East of Everything
Hello all, and greetings from the Land of the Rising Sun. I've been in Tokyo for several weeks now, and I feel it's about time I attempt some introduction of the overwhelming place it is. As for myself, my name is Trevor Flynn, if you don't know me, and I'm a junior student studying abroad here. I'm a Theatre major with a minor in Religion and some delusional aspirations to creative writing.
The first thing to comprehend about Tokyo is how bafflingly huge it is, and for me this may well take the duration of my four-month stay. Even when I started making my daily commute by train, I didn't really get it and I shouldered my way through crowds of suits just like everyone else. It was only when I stopped to think if I had actually seen anyone twice, and how many people I had seen each day, that I caught myself feeling a little dizzy. As if to confirm this, I got a view of the cityscape from the top of the building where I'm staying, and promptly went back downstairs.
Another thing to understand about Japan in general is that nearly everything is in Japanese. I know this might sound obvious, but it's important. To a Westerner like myself with little knowledge of the language, the picture-based characters called kanji might as well be formalized chicken-scratch; there's no Latin there to hold on to and it's very disorienting. However, one of the two other Japanese alphabets, katakana is graciously used for adopting foreign words, and knowing this helps immensely. In addition, one of the most entertaining things here is what English signage does exist. There is a sort of disintegration of grammar in one's mind that starts to set in after even two days of reading English directions written by Japanese people; it's like Yoda is following you around.
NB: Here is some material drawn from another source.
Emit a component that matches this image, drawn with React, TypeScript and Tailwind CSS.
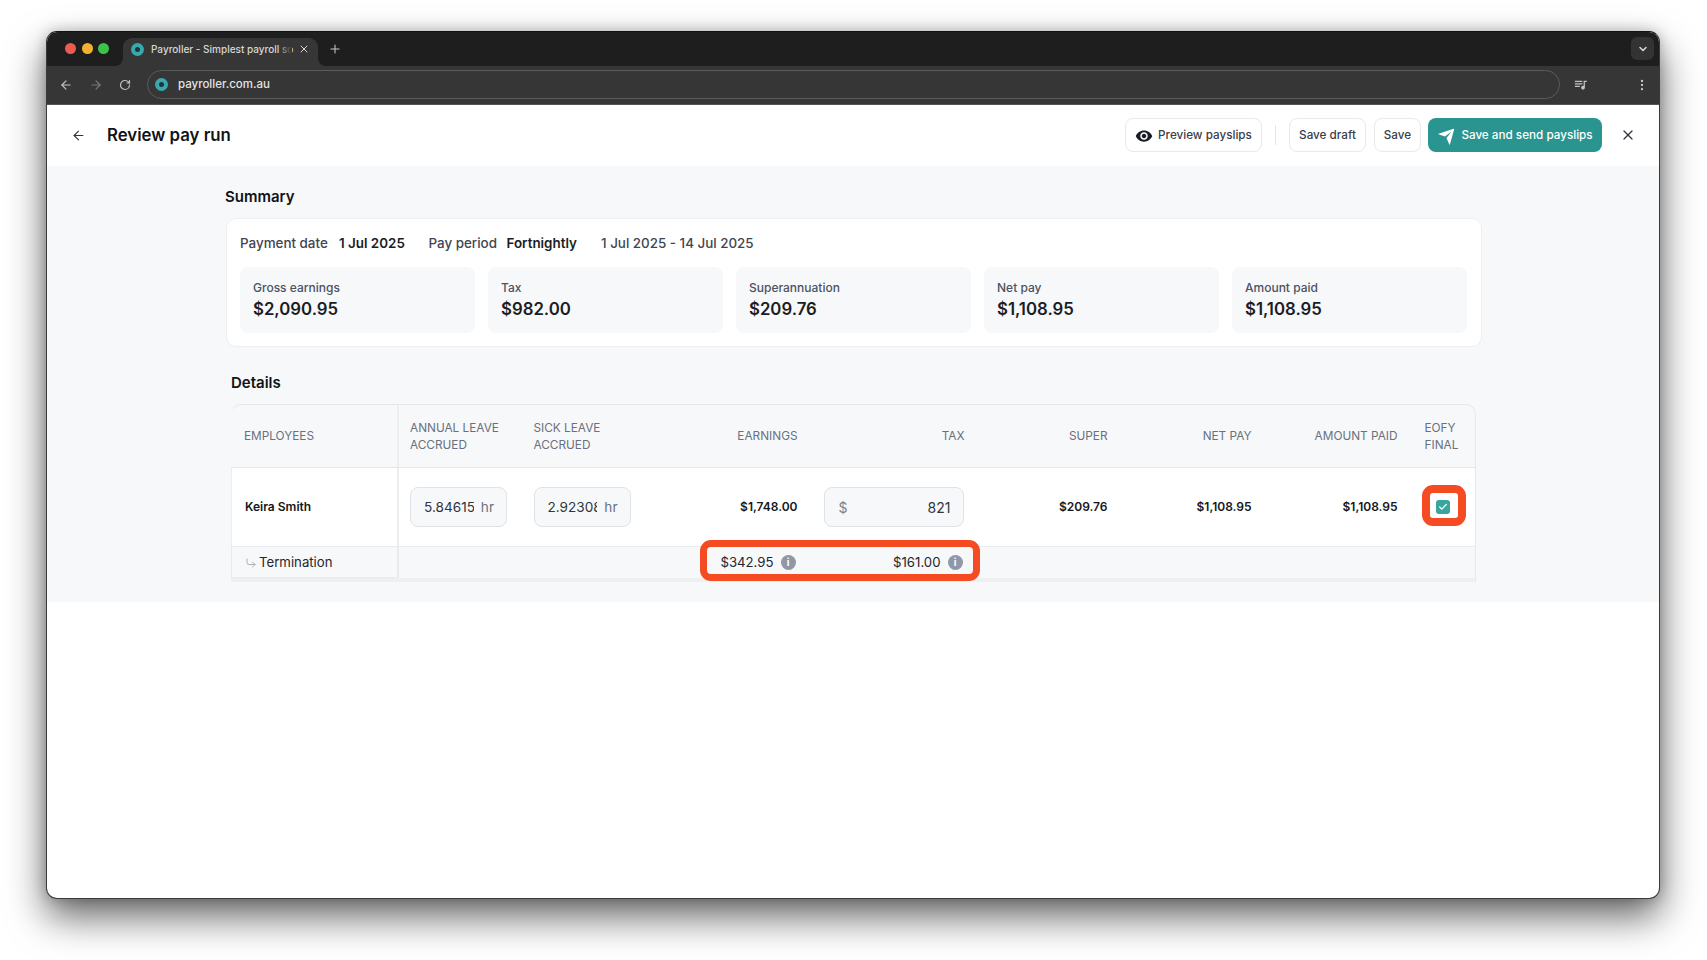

Once you get accustomed to these things, as much as you can, there's plenty to explore. I've ended up in Japan due to a gradually increasing life-long interest in things related to the place, such as its animation, architecture, and religion. I've already been ushered into some major temples (such as the Shinshoji Temple in Narita, left) and caught glimpses of local shrines nestled in between sky-scrapers as well as on top of them. One such opportunity was a day-trip to Kamakura, the historical seat of Japan's first shogunate and home to perhaps the most iconic of Japan’s colossal Buddha statues or daibutsu.